■ **Aim of the exercise**:
Pull out every line of the listing below where "page" appears.

■ **Data section**:
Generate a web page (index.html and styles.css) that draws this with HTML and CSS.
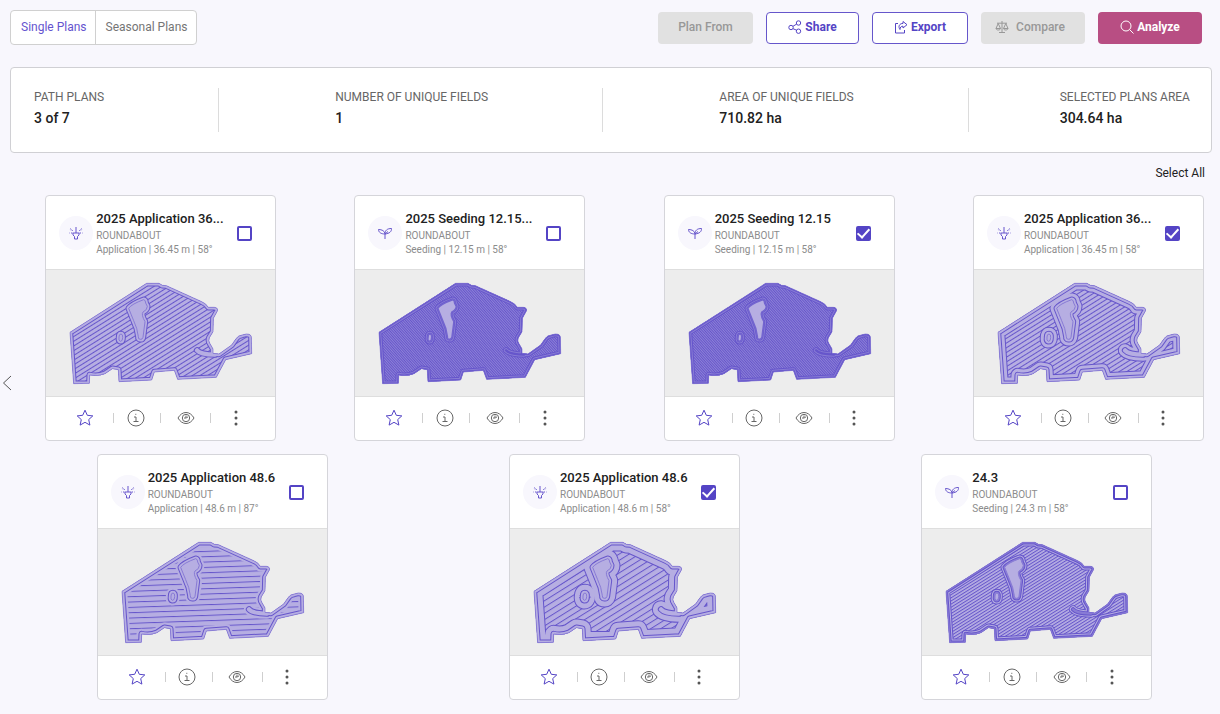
FILE: index.html
```html
<!DOCTYPE html>
<html lang="en">
<head>
<meta charset="utf-8">
<meta name="viewport" content="width=device-width, initial-scale=1">
<title>Path plans</title>
<link rel="stylesheet" href="styles.css">
</head>
<body>
<svg class="sprite" aria-hidden="true">
  <defs>
    <path id="boundary" d="M75 190 L305 43 H342 L352 49 L364 50 L470 98 Q484 104 490 115 L508 115 Q520 117 517 126 L505 148 L504 188 L493 206 Q489 216 495 224 L504 240 V253 L522 255 L560 228 L574 208 Q580 199 592 198 L604 195 Q618 195 619 204 L620 254 L542 272 L514 325 L398 331 L388 304 L328 309 L320 333 L222 338 L220 302 L202 299 L180 314 Q160 323 134 318 L133 343 L86 344 Z"/>
    <path id="island" d="M251 118 Q260 105 296 92 Q302 93 302 102 L307 112 Q307 123 294 129 Q288 137 300 158 L294 205 Q292 212 286 211 Q279 211 280 203 L275 178 Q268 160 251 118 Z"/>
    <path id="pond" d="M222 204 Q222 195 228 195 Q234 195 233 206 Q233 217 226 217 Q220 216 222 204 Z"/>
    <path id="inlet" d="M456 244 Q466 256 510 257"/>
    <g id="edges">
      <use href="#boundary"/><use href="#island"/><use href="#pond"/><use href="#inlet"/>
    </g>
    <g id="islands"><use href="#island"/><use href="#pond"/></g>
    <clipPath id="field-clip"><use href="#boundary"/></clipPath>
    <pattern id="hatch-12" width="20" height="4" patternUnits="userSpaceOnUse" patternTransform="rotate(-32)"><rect class="hatch" width="20" height="3"/></pattern>
    <pattern id="hatch-24" width="20" height="8" patternUnits="userSpaceOnUse" patternTransform="rotate(-32)"><rect class="hatch" width="20" height="3"/></pattern>
    <pattern id="hatch-36" width="20" height="12" patternUnits="userSpaceOnUse" patternTransform="rotate(-32)"><rect class="hatch" width="20" height="3"/></pattern>
    <pattern id="hatch-48" width="20" height="16" patternUnits="userSpaceOnUse" patternTransform="rotate(-32)"><rect class="hatch" width="20" height="3"/></pattern>
    <pattern id="hatch-48-flat" width="20" height="16" patternUnits="userSpaceOnUse" patternTransform="rotate(-2)"><rect class="hatch" width="20" height="3"/></pattern>
  </defs>
  <symbol id="i-spray" viewBox="0 0 16 16">
    <path d="M8 2v6M4.500 8h7M5 8v2l1.500 1.500v2.500h3v-2.500L11 10V8"/>
    <path stroke-dasharray="1 1.500" d="M5 6L1.500 2.500M11 6l3.500-3.500M4 8H1M12 8h3M3.500 5L1 4.500M12.500 5l2.500-.5"/>
  </symbol>
  <symbol id="i-seed" viewBox="0 0 16 16">
    <path d="M8 14V9M8 9C8 5.500 10 3.500 14.500 3.500c.3 3-2 5-6.500 5.500M8 8.500C7.500 6 5 4.500 1.500 4.500c0 2.800 2.500 4.500 6.500 4.500M8 9l3-2.500"/>
  </symbol>
  <symbol id="i-star" viewBox="0 0 18 18">
    <path d="M9 1.200l2.300 5.100 5.500.6-4.100 3.700 1.200 5.500L9 13.300l-4.900 2.800 1.200-5.500L1.200 6.900l5.500-.6z"/>
  </symbol>
  <symbol id="i-info" viewBox="0 0 18 18">
    <circle cx="9" cy="9" r="8"/><path d="M7 8h2v4.500M6.500 12.500h5"/><path d="M8.300 5.300h1"/>
  </symbol>
  <symbol id="i-eye" viewBox="0 0 18 18">
    <path d="M1 9c2-3.500 4.800-5.500 8-5.500S15 5.500 17 9c-2 3.500-4.800 5.500-8 5.500S3 12.500 1 9z"/>
    <circle cx="9" cy="9" r="3.700"/><path d="M9 6.500V9H7M9.300 9l1.700-1.200"/>
  </symbol>
  <symbol id="i-dots" viewBox="0 0 18 18">
    <circle cx="9" cy="3" r="1.500"/><circle cx="9" cy="9" r="1.500"/><circle cx="9" cy="15" r="1.500"/>
  </symbol>
  <symbol id="i-share" viewBox="0 0 14 14">
    <circle cx="3" cy="7.500" r="2.200"/><circle cx="10.500" cy="3" r="2.200"/><circle cx="10.500" cy="11.200" r="2.200"/><path d="M5 6.300l3.600-2.200M5 8.700l3.600 1.500"/>
  </symbol>
  <symbol id="i-export" viewBox="0 0 14 14">
    <path d="M4 3.500H1.500v9.500h9V10M9 1.500l4 3.200-4 3.300V6.200C7.200 6.200 6 7.200 6 9.500 3.800 6.500 5.500 3.400 9 3.400z"/>
  </symbol>
  <symbol id="i-scale" viewBox="0 0 14 14">
    <path d="M7 1v11.500M4 12.500h6M2 3.200h10M3.200 3.500L1 8.500h4.500zM10.800 3.500l-2.300 5H13zM1 8.500c.3 2 4.200 2 4.500 0M8.500 8.500c.3 2 4.200 2 4.500 0"/>
  </symbol>
  <symbol id="i-search" viewBox="0 0 14 14">
    <circle cx="6" cy="6" r="5"/><path d="M9.700 9.700L13.500 13.500"/>
  </symbol>
</svg>

<main class="page">
  <header class="toolbar">
    <nav class="tabs" aria-label="Plan type">
      <button class="tab tab-active" type="button">Single Plans</button>
      <button class="tab" type="button">Seasonal Plans</button>
    </nav>
    <div class="actions">
      <button class="btn btn-muted btn-plan" type="button" disabled>Plan From</button>
      <button class="btn btn-outline btn-share" type="button"><svg class="btn-icon"><use href="#i-share"/></svg>Share</button>
      <button class="btn btn-outline btn-export" type="button"><svg class="btn-icon"><use href="#i-export"/></svg>Export</button>
      <button class="btn btn-muted btn-compare" type="button" disabled><svg class="btn-icon"><use href="#i-scale"/></svg>Compare</button>
      <button class="btn btn-primary" type="button"><svg class="btn-icon"><use href="#i-search"/></svg>Analyze</button>
    </div>
  </header>

  <section class="summary" aria-label="Summary">
    <div class="stat"><span class="stat-label">PATH PLANS</span><span class="stat-value">3 of 7</span></div>
    <div class="divider"></div>
    <div class="stat"><span class="stat-label">NUMBER OF UNIQUE FIELDS</span><span class="stat-value">1</span></div>
    <div class="divider"></div>
    <div class="stat"><span class="stat-label">AREA OF UNIQUE FIELDS</span><span class="stat-value">710.82 ha</span></div>
    <div class="divider divider-last"></div>
    <div class="stat"><span class="stat-label">SELECTED PLANS AREA</span><span class="stat-value">304.64 ha</span></div>
  </section>

  <div class="select-row"><button class="select-all" type="button">Select All</button></div>

  <div class="browser">
    <button class="collapse" type="button" aria-label="Collapse"><svg viewBox="0 0 10 16"><path d="M9 1L1.500 8 9 15"/></svg></button>
    <section class="cards" aria-label="Plans">

      <article class="card">
        <header class="card-head">
          <span class="badge"><svg><use href="#i-spray"/></svg></span>
          <label class="info" for="p1"><span class="title">2025 Application 36...</span><span class="meta">ROUNDABOUT</span><span class="meta">Application | 36.45 m | 58°</span></label>
          <input class="check" type="checkbox" id="p1">
        </header>
        <svg class="map" viewBox="3 3 687 378">
          <g clip-path="url(#field-clip)">
            <rect class="field" width="693" height="384"/><rect width="693" height="384" fill="url(#hatch-36)"/>
            <use class="line w19" href="#edges"/><use class="gap w13" href="#edges"/>
          </g>
          <use class="isle" href="#islands"/><use class="rim" href="#boundary"/>
        </svg>
        <footer class="card-foot">
          <button class="tool tool-star" type="button" aria-label="Favorite"><svg><use href="#i-star"/></svg></button><i class="bar"></i>
          <button class="tool tool-info" type="button" aria-label="Details"><svg><use href="#i-info"/></svg></button><i class="bar"></i>
          <button class="tool" type="button" aria-label="Preview"><svg><use href="#i-eye"/></svg></button><i class="bar"></i>
          <button class="tool tool-more" type="button" aria-label="More"><svg><use href="#i-dots"/></svg></button>
        </footer>
      </article>

      <article class="card">
        <header class="card-head">
          <span class="badge"><svg><use href="#i-seed"/></svg></span>
          <label class="info" for="p2"><span class="title">2025 Seeding 12.15...</span><span class="meta">ROUNDABOUT</span><span class="meta">Seeding | 12.15 m | 58°</span></label>
          <input class="check" type="checkbox" id="p2">
        </header>
        <svg class="map" viewBox="3 3 687 378">
          <g clip-path="url(#field-clip)">
            <rect class="field" width="693" height="384"/><rect width="693" height="384" fill="url(#hatch-12)"/>
            <use class="line w19" href="#edges"/><use class="dense w13" href="#edges"/><use class="line w7" href="#edges"/>
          </g>
          <use class="isle-soft" href="#islands"/><use class="rim" href="#boundary"/>
        </svg>
        <footer class="card-foot">
          <button class="tool tool-star" type="button" aria-label="Favorite"><svg><use href="#i-star"/></svg></button><i class="bar"></i>
          <button class="tool tool-info" type="button" aria-label="Details"><svg><use href="#i-info"/></svg></button><i class="bar"></i>
          <button class="tool" type="button" aria-label="Preview"><svg><use href="#i-eye"/></svg></button><i class="bar"></i>
          <button class="tool tool-more" type="button" aria-label="More"><svg><use href="#i-dots"/></svg></button>
        </footer>
      </article>

      <article class="card">
        <header class="card-head">
          <span class="badge"><svg><use href="#i-seed"/></svg></span>
          <label class="info" for="p3"><span class="title">2025 Seeding 12.15</span><span class="meta">ROUNDABOUT</span><span class="meta">Seeding | 12.15 m | 58°</span></label>
          <input class="check" type="checkbox" id="p3" checked>
        </header>
        <svg class="map" viewBox="3 3 687 378">
          <g clip-path="url(#field-clip)">
            <rect class="field" width="693" height="384"/><rect width="693" height="384" fill="url(#hatch-12)"/>
            <use class="line w19" href="#edges"/><use class="dense w13" href="#edges"/><use class="line w7" href="#edges"/>
          </g>
          <use class="isle-soft" href="#islands"/><use class="rim" href="#boundary"/>
        </svg>
        <footer class="card-foot">
          <button class="tool tool-star" type="button" aria-label="Favorite"><svg><use href="#i-star"/></svg></button><i class="bar"></i>
          <button class="tool tool-info" type="button" aria-label="Details"><svg><use href="#i-info"/></svg></button><i class="bar"></i>
          <button class="tool" type="button" aria-label="Preview"><svg><use href="#i-eye"/></svg></button><i class="bar"></i>
          <button class="tool tool-more" type="button" aria-label="More"><svg><use href="#i-dots"/></svg></button>
        </footer>
      </article>

      <article class="card">
        <header class="card-head">
          <span class="badge"><svg><use href="#i-spray"/></svg></span>
          <label class="info" for="p4"><span class="title">2025 Application 36...</span><span class="meta">ROUNDABOUT</span><span class="meta">Application | 36.45 m | 58°</span></label>
          <input class="check" type="checkbox" id="p4" checked>
        </header>
        <svg class="map" viewBox="3 3 687 378">
          <g clip-path="url(#field-clip)">
            <rect class="field" width="693" height="384"/><rect width="693" height="384" fill="url(#hatch-36)"/>
            <use class="line w43" href="#edges"/><use class="gap w37" href="#edges"/>
            <use class="line w19" href="#edges"/><use class="gap w13" href="#edges"/>
          </g>
          <use class="isle" href="#islands"/><use class="rim" href="#boundary"/>
        </svg>
        <footer class="card-foot">
          <button class="tool tool-star" type="button" aria-label="Favorite"><svg><use href="#i-star"/></svg></button><i class="bar"></i>
          <button class="tool tool-info" type="button" aria-label="Details"><svg><use href="#i-info"/></svg></button><i class="bar"></i>
          <button class="tool" type="button" aria-label="Preview"><svg><use href="#i-eye"/></svg></button><i class="bar"></i>
          <button class="tool tool-more" type="button" aria-label="More"><svg><use href="#i-dots"/></svg></button>
        </footer>
      </article>

      <article class="card">
        <header class="card-head">
          <span class="badge"><svg><use href="#i-spray"/></svg></span>
          <label class="info" for="p5"><span class="title">2025 Application 48.6</span><span class="meta">ROUNDABOUT</span><span class="meta">Application | 48.6 m | 87°</span></label>
          <input class="check" type="checkbox" id="p5">
        </header>
        <svg class="map" viewBox="3 3 687 378">
          <g clip-path="url(#field-clip)">
            <rect class="field" width="693" height="384"/><rect width="693" height="384" fill="url(#hatch-48-flat)"/>
            <use class="gap w31" href="#edges"/><use class="line w19" href="#edges"/><use class="gap w13" href="#edges"/>
          </g>
          <use class="isle" href="#islands"/><use class="rim" href="#boundary"/>
        </svg>
        <footer class="card-foot">
          <button class="tool tool-star" type="button" aria-label="Favorite"><svg><use href="#i-star"/></svg></button><i class="bar"></i>
          <button class="tool tool-info" type="button" aria-label="Details"><svg><use href="#i-info"/></svg></button><i class="bar"></i>
          <button class="tool" type="button" aria-label="Preview"><svg><use href="#i-eye"/></svg></button><i class="bar"></i>
          <button class="tool tool-more" type="button" aria-label="More"><svg><use href="#i-dots"/></svg></button>
        </footer>
      </article>

      <article class="card">
        <header class="card-head">
          <span class="badge"><svg><use href="#i-spray"/></svg></span>
          <label class="info" for="p6"><span class="title">2025 Application 48.6</span><span class="meta">ROUNDABOUT</span><span class="meta">Application | 48.6 m | 58°</span></label>
          <input class="check" type="checkbox" id="p6" checked>
        </header>
        <svg class="map" viewBox="3 3 687 378">
          <g clip-path="url(#field-clip)">
            <rect class="field" width="693" height="384"/><rect width="693" height="384" fill="url(#hatch-48)"/>
            <use class="line w55" href="#edges"/><use class="gap w49" href="#edges"/>
            <use class="line w19" href="#edges"/><use class="gap w13" href="#edges"/>
          </g>
          <use class="isle" href="#islands"/><use class="rim" href="#boundary"/>
        </svg>
        <footer class="card-foot">
          <button class="tool tool-star" type="button" aria-label="Favorite"><svg><use href="#i-star"/></svg></button><i class="bar"></i>
          <button class="tool tool-info" type="button" aria-label="Details"><svg><use href="#i-info"/></svg></button><i class="bar"></i>
          <button class="tool" type="button" aria-label="Preview"><svg><use href="#i-eye"/></svg></button><i class="bar"></i>
          <button class="tool tool-more" type="button" aria-label="More"><svg><use href="#i-dots"/></svg></button>
        </footer>
      </article>

      <article class="card">
        <header class="card-head">
          <span class="badge"><svg><use href="#i-seed"/></svg></span>
          <label class="info" for="p7"><span class="title">24.3</span><span class="meta">ROUNDABOUT</span><span class="meta">Seeding | 24.3 m | 58°</span></label>
          <input class="check" type="checkbox" id="p7">
        </header>
        <svg class="map" viewBox="3 3 687 378">
          <g clip-path="url(#field-clip)">
            <rect class="field" width="693" height="384"/><rect width="693" height="384" fill="url(#hatch-24)"/>
            <use class="line w25" href="#edges"/><use class="gap w19" href="#edges"/>
            <use class="line w13" href="#edges"/><use class="dense w7" href="#edges"/>
          </g>
          <use class="isle" href="#islands"/><use class="rim" href="#boundary"/>
        </svg>
        <footer class="card-foot">
          <button class="tool tool-star" type="button" aria-label="Favorite"><svg><use href="#i-star"/></svg></button><i class="bar"></i>
          <button class="tool tool-info" type="button" aria-label="Details"><svg><use href="#i-info"/></svg></button><i class="bar"></i>
          <button class="tool" type="button" aria-label="Preview"><svg><use href="#i-eye"/></svg></button><i class="bar"></i>
          <button class="tool tool-more" type="button" aria-label="More"><svg><use href="#i-dots"/></svg></button>
        </footer>
      </article>
    </section>
  </div>
</main>
</body>
</html>
```
FILE: styles.css
```css
* { box-sizing: border-box; }
body {
  margin: 0;
  background: #f8f7fd;
  color: #212121;
  font-family: Roboto, "Liberation Sans", sans-serif;
  font-size: 12px;
}
button { font: inherit; color: inherit; background: none; border: 0; padding: 0; cursor: pointer; }
svg { display: block; }
.sprite { position: absolute; width: 0; height: 0; }

.page { padding: 10px 8px 14px 10px; }
.toolbar { display: flex; justify-content: space-between; align-items: center; padding-right: 10px; }
.tabs { display: flex; height: 35px; background: #fff; border: 1px solid #d0d0d0; border-radius: 4px; }
.tab { padding: 0 9px 2px 10px; color: #757575; }
.tab-active { color: #6554cf; border-right: 1px solid #d0d0d0; padding-right: 8px; }
.actions { display: flex; gap: 13px; }
.btn {
  display: flex; align-items: center; justify-content: center; gap: 3px;
  height: 32px; padding-bottom: 2px; border: 1px solid transparent; border-radius: 4px; font-weight: 500;
}
.btn-icon { width: 14px; height: 14px; fill: none; stroke: currentColor; stroke-width: 1; }
.btn-muted { background: #e1e1e1; color: #989898; }
.btn-outline { background: #fff; border-color: #6656cb; color: #5444c5; font-weight: 700; }
.btn-plan { width: 95px; }
.btn-share { width: 93px; }
.btn-export { width: 96px; }
.btn-compare { width: 104px; gap: 7px; padding-right: 6px; }
.btn-primary { width: 104px; background: #b84e83; color: #fff; font-weight: 700; }

.summary {
  display: flex; justify-content: space-between; align-items: center;
  height: 86px; margin-top: 22px; padding: 0 21px 0 23px;
  background: #fff; border: 1px solid #d0d0d4; border-radius: 4px;
}
.stat { display: flex; flex-direction: column; margin-right: 23px; padding-bottom: 2px; }
.stat:last-child { margin-right: 0; }
.stat-label { line-height: 18px; color: #666; }
.stat-value { line-height: 24px; font-size: 14px; font-weight: 500; }
.divider { width: 1px; height: 44px; margin-right: 25px; background: #dcdcdc; }
.divider-last { margin-right: 0; }

.select-row { display: flex; justify-content: flex-end; padding: 11px 7px 0 0; }
.select-all { line-height: 18px; }

.browser { display: flex; align-items: flex-start; margin: 13px -8px 0 -10px; }
.collapse { flex: none; width: 29px; padding-left: 2px; margin-top: 180px; }
.collapse svg { width: 10px; height: 16px; fill: none; stroke: #555; stroke-width: 1; }
.cards { flex: 1; display: flex; flex-wrap: wrap; justify-content: space-around; gap: 13px 46px; }

.card { width: 231px; background: #fff; border: 1px solid #d5d5da; border-radius: 4px; overflow: hidden; }
.card-head { display: flex; align-items: center; height: 74px; padding: 0 23px 0 13px; }
.badge {
  display: grid; place-items: center; flex: none; width: 34px; height: 34px; margin-right: 3px;
  border-radius: 50%; background: #f8f7fd;
}
.badge svg { width: 16px; height: 16px; fill: none; stroke: #6655cc; stroke-width: 1; }
.info { flex: 1; min-width: 0; }
.info span { display: block; white-space: nowrap; }
.title { font-size: 13px; line-height: 20px; font-weight: 500; }
.meta { font-size: 10px; line-height: 14px; color: #8c8c8c; }
.check {
  appearance: none; flex: none; display: grid; place-items: center;
  width: 15px; height: 15px; margin: 0; border: 2px solid #5444c5; border-radius: 2px; background: #fff;
}
.check:checked { background: #5444c5; }
.check:checked::after {
  content: ""; width: 5px; height: 10px; margin-top: -3px;
  border: solid #fff; border-width: 0 2px 2px 0; transform: rotate(42deg);
}

.map { width: 100%; height: auto; background: #ededed; outline: 1px solid #dedede; }
.hatch { fill: #6656cb; }
.field { fill: #b6aee2; }
.line, .gap, .dense { fill: none; stroke-linejoin: round; stroke-linecap: round; }
.line { stroke: #6656cb; }
.gap { stroke: #b6aee2; }
.dense { stroke: #887bd5; }
.w7 { stroke-width: 7; }
.w13 { stroke-width: 13; }
.w19 { stroke-width: 19; }
.w25 { stroke-width: 25; }
.w31 { stroke-width: 31; }
.w37 { stroke-width: 37; }
.w43 { stroke-width: 43; }
.w49 { stroke-width: 49; }
.w55 { stroke-width: 55; }
.isle { fill: #b6aee2; stroke: #887bd5; stroke-width: 3; }
.isle-soft { fill: #b6aee2; stroke: #7365cf; stroke-width: 5; }
.rim { fill: none; stroke: #7d70d2; stroke-width: 2; stroke-linejoin: round; }

.card-foot { display: flex; align-items: center; height: 44px; padding-left: 12px; }
.tool { display: grid; place-items: center; width: 49px; height: 32px; }
.tool svg { width: 18px; height: 18px; fill: none; stroke: #666; stroke-width: 1; }
.tool-star { width: 55px; padding-right: 1px; }
.tool-star svg { stroke: #5444c5; }
.tool-info { width: 46px; padding-right: 3px; }
.tool-more svg { fill: #555; stroke: none; }
.bar { width: 1px; height: 10px; background: #cfcfcf; }
```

■ **Solution for this problem**:
Generate a web page (index.html and styles.css) that draws this with HTML and CSS.
<main class="page">
.page { padding: 10px 8px 14px 10px; }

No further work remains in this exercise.